Цзы-Лу вежливо поклонился незнакомцу, и тот позволил ему заночевать в своем домике. На следующий день Цзы-Лу догнал Конфуция и рассказал ему о встрече с тем сердитым стариком. «Это, должно быть, мудрый отшельник», – решил Учитель Кун и велел ученику разыскать старца. Цзы-Лу помчался назад, но старика того уже не застал. Вероятно, из желания хотя бы заочно оправдаться перед отшельником, Цзы-Лу потом говорил, вспоминая ту мимолетную встречу: «Благородный муж поступает на службу для того, чтобы выполнить свой долг. А то, что праведный Путь неосуществим, это он уже знает!»
Рассказы о встречах Конфуция с чуским безумцем и мудрыми отшельниками поначалу вызывают скорее недоумение: откуда взялись эти смелые критики великого учителя и, главное, почему эти истории, казалось бы, совсем не лестные для Конфуция, сохранились в предании его школы? Присмотревшись внимательнее, мы увидим, что эти странные обитатели далеких южных окраин «Поднебесного мира», не знавшие чжоуских ритуалов и, конечно, неспособные понимать их чудодейственную силу, больше похожи на неких литературных персонажей, которые выполняют в предании особую роль, выявляя в Конфуции ту потаенную правду, которая не видна его окружению – слишком несамостоятельному и слишком привыкшему к мудрецу. Эти отшельники, несомненно, вовлечены в многозначные и по-своему деликатные отношения с Учителем Куном. Да, они не очень жалуют луского мечтателя, считают его проповедь, как некогда Лао-цзы, мирской суетой, но они же как будто и сочувствуют ему (это сочувствие проступает еще нагляднее в более подробных версиях соответствующих эпизодов, вошедших в даосские книги). Конфуций же, со своей стороны, относится к ним с искренним интересом и почтением, хотя и не собирается следовать их примеру. Не в том ли дело, что и Учитель Кун, и отшельники постигли нечто, недоступное простым людям – «небесную» основу жизни, – и эта встреча внезапно обнажает сокровенную глубину их душевной жизни? И, следовательно, их связывает некое внутреннее, безмолвное понимание. Но Конфуций и отшельники, кажется, сделали из своего открытия диаметрально противоположные выводы. Заметим, что встречи Конфуция с отшельниками и «безумцами» южных краев развивают наметившийся ранее мотив нелицеприятного суда над великим моралистом, который вершат безымянные мудрецы из народа. Эти простолюдины оказываются прозорливее всех книжников: они заявляют, что Учитель Кун «хочет невозможного», и знаменитый мудрец готов согласиться с ними!
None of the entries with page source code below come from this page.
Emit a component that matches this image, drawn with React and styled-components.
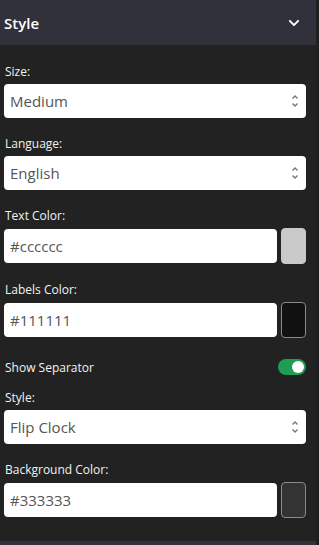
import styled, { createGlobalStyle } from "styled-components";
import { FaChevronDown } from "react-icons/fa";

const GlobalStyle = createGlobalStyle`
  html, body {
    margin: 0;
    padding: 0;
    background: #1f1f1f;
    font-family: "Open Sans", "Liberation Sans", sans-serif;
  }
`;

const Panel = styled.div`
  width: 316px;
  background: #222222;
`;

const Header = styled.div`
  height: 45px;
  background: #30313a;
  display: flex;
  align-items: center;
  justify-content: space-between;
  padding: 0 16px 0 4px;
  box-sizing: border-box;
  color: #fff;
  font-size: 15px;
  font-weight: 600;
`;

const Body = styled.div`
  padding: 18px 10px 6px 4px;
`;

const Field = styled.div`
  margin-bottom: 17px;
`;

const Label = styled.label`
  display: block;
  color: #f2f2f2;
  font-size: 12px;
  line-height: 18px;
  margin: 0 0 3px 1px;
`;

const Control = styled.div`
  position: relative;
  height: 34px;
  background: #fff;
  border-radius: 4px;
  display: flex;
  align-items: center;
  padding: 0 6px;
  color: #555;
  font-size: 15px;
  flex: 1;
`;

const Arrows = styled.svg`
  position: absolute;
  right: 7px;
  top: 10px;
`;

const ColorRow = styled.div`
  display: flex;
  align-items: center;
  gap: 4px;
`;

const Swatch = styled.div`
  width: 25px;
  height: 36px;
  box-sizing: border-box;
  border-radius: 4px;
  background: ${(p) => p.$color};
  border: 1px solid ${(p) => (p.$outline ? "#8a8a8a" : p.$color)};
`;

const ToggleRow = styled.div`
  height: 24px;
  display: flex;
  align-items: center;
  justify-content: space-between;
  color: #f2f2f2;
  font-size: 12px;
  margin: 0 0 10px 1px;
`;

const Toggle = styled.div`
  width: 28px;
  height: 16px;
  border-radius: 8px;
  background: #1f9d55;
  display: flex;
  align-items: center;
  justify-content: flex-end;
  padding: 0 2px;
  box-sizing: border-box;
`;

const Knob = styled.div`
  width: 12px;
  height: 12px;
  border-radius: 50%;
  background: #fff;
`;

const Select = ({ value }) => (
  <Control>
    {value}
    <Arrows width="8" height="14" viewBox="0 0 8 14">
      <path d="M1.5 4.5 L4 2 L6.5 4.5" stroke="#777" strokeWidth="1.4" fill="none" />
      <path d="M1.5 9.5 L4 12 L6.5 9.5" stroke="#777" strokeWidth="1.4" fill="none" />
    </Arrows>
  </Control>
);

const ColorField = ({ label, value, color, outline }) => (
  <Field>
    <Label>{label}</Label>
    <ColorRow>
      <Control>{value}</Control>
      <Swatch $color={color} $outline={outline} />
    </ColorRow>
  </Field>
);

export default function App() {
  return (
    <>
      <GlobalStyle />
      <Panel>
        <Header>
          <span>Style</span>
          <FaChevronDown size={12} />
        </Header>
        <Body>
          <Field>
            <Label>Size:</Label>
            <Select value="Medium" />
          </Field>
          <Field>
            <Label>Language:</Label>
            <Select value="English" />
          </Field>
          <ColorField label="Text Color:" value="#cccccc" color="#c9c9c9" />
          <ColorField label="Labels Color:" value="#111111" color="#111111" outline />
          <ToggleRow>
            <span>Show Separator</span>
            <Toggle>
              <Knob />
            </Toggle>
          </ToggleRow>
          <Field>
            <Label>Style:</Label>
            <Select value="Flip Clock" />
          </Field>
          <ColorField label="Background Color:" value="#333333" color="#333333" outline />
        </Body>
        <Header />
      </Panel>
    </>
  );
}
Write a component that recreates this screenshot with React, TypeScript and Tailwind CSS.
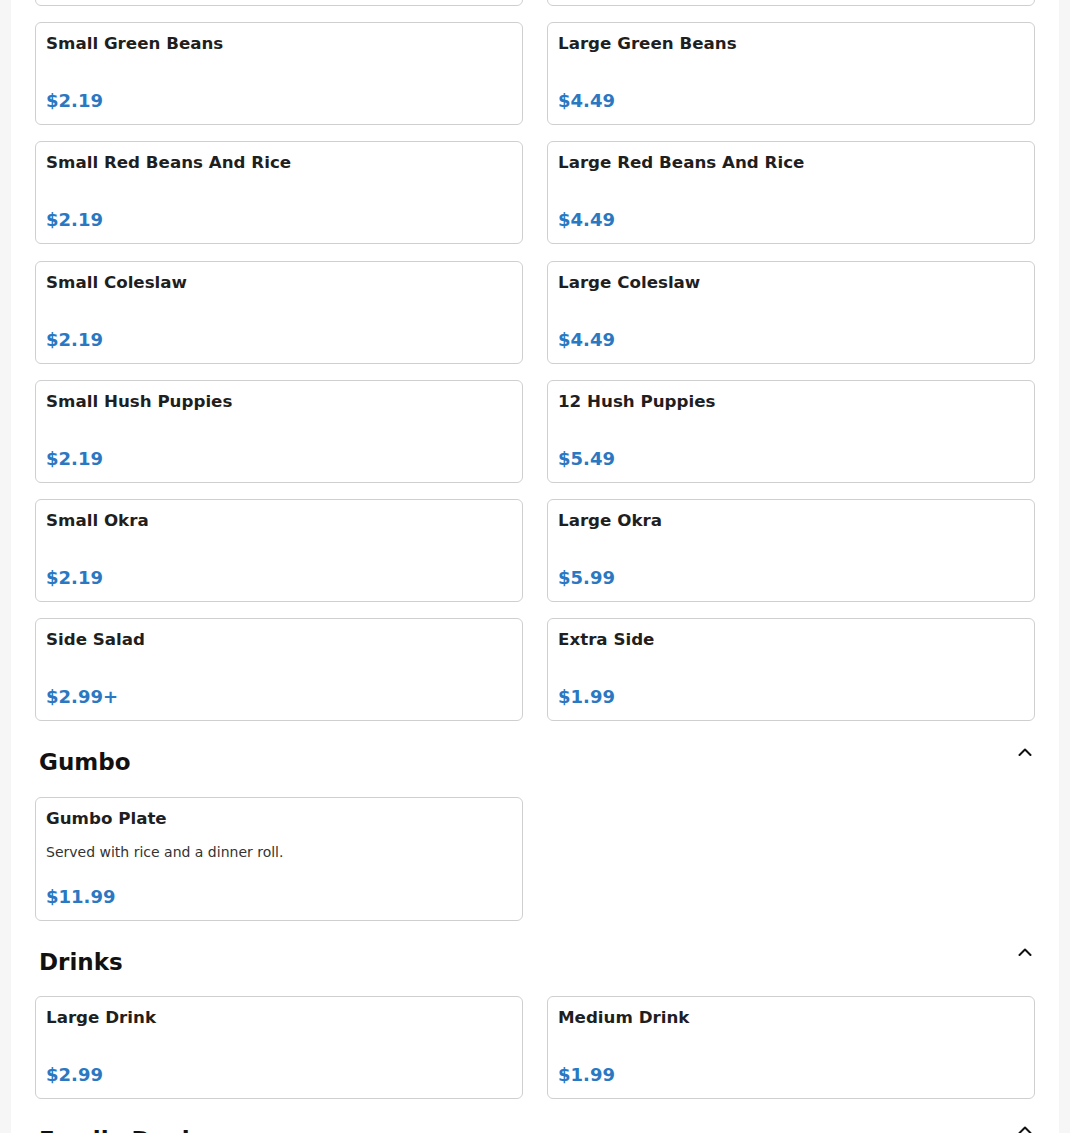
import React from 'react';

interface MenuItem {
    name: string;
    price: string;
    description?: string;
}

interface MenuSection {
    title: string;
    items: MenuItem[];
}

const sections: MenuSection[] = [
    {
        title: 'Sides',
        items: [
            { name: 'Small Mashed Potatoes', price: '$2.19' },
            { name: 'Large Mashed Potatoes', price: '$4.49' },
            { name: 'Small Green Beans', price: '$2.19' },
            { name: 'Large Green Beans', price: '$4.49' },
            { name: 'Small Red Beans And Rice', price: '$2.19' },
            { name: 'Large Red Beans And Rice', price: '$4.49' },
            { name: 'Small Coleslaw', price: '$2.19' },
            { name: 'Large Coleslaw', price: '$4.49' },
            { name: 'Small Hush Puppies', price: '$2.19' },
            { name: '12 Hush Puppies', price: '$5.49' },
            { name: 'Small Okra', price: '$2.19' },
            { name: 'Large Okra', price: '$5.99' },
            { name: 'Side Salad', price: '$2.99+' },
            { name: 'Extra Side', price: '$1.99' },
        ],
    },
    {
        title: 'Gumbo',
        items: [
            { name: 'Gumbo Plate', price: '$11.99', description: 'Served with rice and a dinner roll.' },
        ],
    },
    {
        title: 'Drinks',
        items: [
            { name: 'Large Drink', price: '$2.99' },
            { name: 'Medium Drink', price: '$1.99' },
        ],
    },
    {
        title: 'Family Deals',
        items: [
            { name: 'Family Deal 1', price: '$24.99' },
            { name: 'Family Deal 2', price: '$34.99' },
        ],
    },
];

const ChevronUp = () => (
    <svg width="14" height="8" viewBox="0 0 14 8" fill="none" className="mt-[2px] shrink-0">
        <path d="M1.5 7 L7 1.5 L12.5 7" stroke="#111" strokeWidth="2" strokeLinecap="round" strokeLinejoin="round" />
    </svg>
);

const ItemCard = ({ item }: { item: MenuItem }) => {
    return (
        <div className="flex flex-col border border-[#cfcfcf] rounded-md bg-white p-[10px]">
            <h3 className="text-[16.7px] leading-5 font-bold text-[#1f1f1f] mb-[14px]">{item.name}</h3>
            {item.description && (
                <p className="text-[14px] leading-[21px] text-[#333]">{item.description}</p>
            )}
            <span className="mt-5 text-[18px] leading-[27px] font-bold text-[#2b78c2]">{item.price}</span>
        </div>
    );
};

const Section = ({ section, first }: { section: MenuSection; first: boolean }) => {
    return (
        <section>
            {!first && (
                <div className="flex justify-between items-start pl-1 pr-[3px] pt-[25px] pb-[18.5px]">
                    <h2 className="text-[23px] leading-8 font-bold text-[#111]">{section.title}</h2>
                    <ChevronUp />
                </div>
            )}
            <div className="grid grid-cols-2 gap-x-6 gap-y-[16.2px]">
                {section.items.map((item) => (
                    <ItemCard key={item.name} item={item} />
                ))}
            </div>
        </section>
    );
};

export default function App() {
    return (
        <div className="h-[1133px] overflow-hidden bg-[#f6f6f6] font-['DejaVu_Sans',sans-serif]">
            <div className="mx-[11px] h-full bg-white px-6 overflow-hidden">
                <div className="-mt-[97px]">
                    {sections.map((section, i) => (
                        <Section key={section.title} section={section} first={i === 0} />
                    ))}
                </div>
            </div>
        </div>
    );
}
Что все это означает с точки зрения духовного развития Конфуция? Вспомним теперь, что лускому мудрецу к тому времени перевалило за шестьдесят, то есть он уже смог «настроить свой слух». Некоторые исследователи полагают, что Учитель намекает здесь на свою способность «отличать правду от неправды». Не поздновато ли? Да и странно слышать такое о человеке, который любил повторять, что благородный муж «быстрее всех распознает обман». Надо думать, видеть истинные намерения дворцовых интриганов и тем более обычное человеческое вранье Конфуций научился гораздо раньше. И потом, к чему такой изощренный образ для столь тощего смысла? Вероятно, смысл этой сентенции, которая в оригинале означает буквально: «следую слухом», куда более глубок. Речь идет о способности понимать духовную подоплеку каждого суждения и, стало быть, видеть в жизни нечто непреложное, принимать реальность такой, какая она есть. Мы можем только следовать истоку наших душевных движений, тем самым постигая корень всего происходящего. Вот это и значит «следовать древности» – той древности, в которую великий учитель, прямо по слову Тютчева, мог только… верить! Эта «древность» не принадлежит истории, она вообще никогда не принадлежала настоящему, но она все предвосхищает, всему дает возможность быть.